The game in Cardiff had already become a popular summer pursuit among the city's rugby players and the match saw three Cardiff RFC players take the field, including Viv Huzzey, who also represented Wales in rugby union and rugby league. The next international was held in 1914 at Goodison Park, Liverpool. The English won the match in front of 4,000 spectators, but annual internationals would not start until after the war.

Cultural impact and women's games (1918 to 1929)

In 1905 the South Wales and Monmouthshire Baseball Association had just fifteen member clubs, by 1921 the game had become ubiquitous in its heartland cities, with the newly renamed Welsh Baseball Union comprising sixty clubs, all within the Cardiff and Newport areas.

The game continued to gain popularity during the interwar period and was an "integral part of local culture" in Cardiff and Newport. Schoolboy leagues were established, and Cardiff saw the first schoolgirls league. Welsh baseball was notable for its female participation which began during the First World War among the young women working in factories.
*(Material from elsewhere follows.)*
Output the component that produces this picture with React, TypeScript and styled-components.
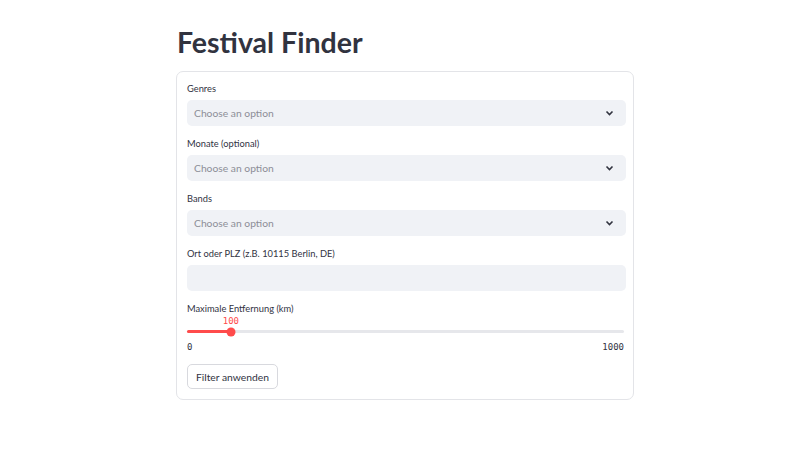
import styled, { createGlobalStyle } from "styled-components";

const Global = createGlobalStyle`
  body {
    margin: 0;
    background: #ffffff;
    font-family: "Lato", "Noto Sans", sans-serif;
    color: #31333f;
  }
`;

const Page = styled.div`
  width: 800px;
  height: 450px;
  display: flex;
  padding-left: 176px;
  box-sizing: border-box;
`;

const Main = styled.div`
  width: 458px;
  padding-top: 24px;
`;

const Title = styled.h1`
  margin: 0 0 11px 1px;
  font-size: 28.5px;
  font-weight: 700;
  line-height: 36px;
  color: #31333f;
`;

const Form = styled.div`
  border: 1px solid #e3e4e8;
  border-radius: 7px;
  padding: 11px 7px 10px 10px;
  display: flex;
  flex-direction: column;
`;

const Field = styled.div`
  display: flex;
  flex-direction: column;
  gap: 5px;
  margin-bottom: 12px;
`;

const Label = styled.label`
  font-size: 9.3px;
  line-height: 12px;
  color: #31333f;
`;

const Box = styled.div`
  height: 26px;
  border-radius: 5px;
  background: #f0f2f6;
  display: flex;
  align-items: center;
  justify-content: space-between;
  padding: 0 12px 0 7px;
  font-size: 10.3px;
  color: #8d8e96;
`;

const Chevron = () => (
  <svg width="9" height="6" viewBox="0 0 9 6">
    <path d="M1.5 1.5 L4.5 4.5 L7.5 1.5" fill="none" stroke="#31333f" strokeWidth="1.6" />
  </svg>
);

const SliderWrap = styled.div`
  display: flex;
  flex-direction: column;
`;

const ValueRow = styled.div`
  position: relative;
  height: 12px;
`;

const Mono = styled.span<{ $red?: boolean }>`
  font-family: "DejaVu Sans Mono", monospace;
  font-size: 9px;
  line-height: 12px;
  color: ${(p) => (p.$red ? "#ff4b4b" : "#31333f")};
`;

const Bubble = styled(Mono)`
  position: absolute;
  top: 0;
  transform: translateX(-50%);
`;

const Track = styled.div`
  position: relative;
  height: 3px;
  margin: 3px 2px 8px 0;
  border-radius: 2px;
  background: #e6e7eb;
`;

const Fill = styled.div`
  height: 100%;
  border-radius: 2px;
  background: #ff4b4b;
`;

const Thumb = styled.div`
  position: absolute;
  top: 50%;
  width: 9px;
  height: 9px;
  border-radius: 50%;
  background: #ff4b4b;
  transform: translate(-50%, -50%);
`;

const Ends = styled.div`
  display: flex;
  justify-content: space-between;
  padding-right: 2px;
`;

const Button = styled.button`
  align-self: flex-start;
  margin-top: 11px;
  height: 25px;
  padding: 0 8px;
  border: 1px solid #d8d9de;
  border-radius: 5px;
  background: #ffffff;
  font-family: inherit;
  font-size: 10.3px;
  color: #31333f;
`;

const SELECTS = ["Genres", "Monate (optional)", "Bands"];

export default function App() {
  const pct = (100 / 1000) * 100;
  return (
    <Page>
      <Global />
      <Main>
        <Title>Festival Finder</Title>
        <Form>
          {SELECTS.map((s) => (
            <Field key={s}>
              <Label>{s}</Label>
              <Box>
                <span>Choose an option</span>
                <Chevron />
              </Box>
            </Field>
          ))}
          <Field>
            <Label>Ort oder PLZ (z.B. 10115 Berlin, DE)</Label>
            <Box />
          </Field>
          <SliderWrap>
            <Label>Maximale Entfernung (km)</Label>
            <ValueRow>
              <Bubble $red style={{ left: `${pct}%` }}>100</Bubble>
            </ValueRow>
            <Track>
              <Fill style={{ width: `${pct}%` }} />
              <Thumb style={{ left: `${pct}%` }} />
            </Track>
            <Ends>
              <Mono>0</Mono>
              <Mono>1000</Mono>
            </Ends>
          </SliderWrap>
          <Button>Filter anwenden</Button>
        </Form>
      </Main>
    </Page>
  );
}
A women's league was set up in Cardiff in 1922 and in 1926 the first women's international match took place between Wales and England.

The crowd at the 1924 Cardiff Arms Park men's international reached 10,000 spectators for the first time and the 1925 fixture at the Police Athletic Ground, Liverpool, saw a crowd of 12,000. The growth of the international fixture had brought increased scrutiny on the game's arbitration and rules, as such the English Baseball Association and the Welsh Baseball Union formed the International Baseball Board to oversee the internationals in 1927.

Depression, war and the American game (1929 to 1948)
The Great Depression saw further increases in the number of clubs and players, and local club matches would attract thousands of spectators as community sports provided a welcome distraction during a turbulent period. The Cardiff & District League boasted 37 teams by 1929, 19 of which were based in the working class areas of Splott and Grangetown alone.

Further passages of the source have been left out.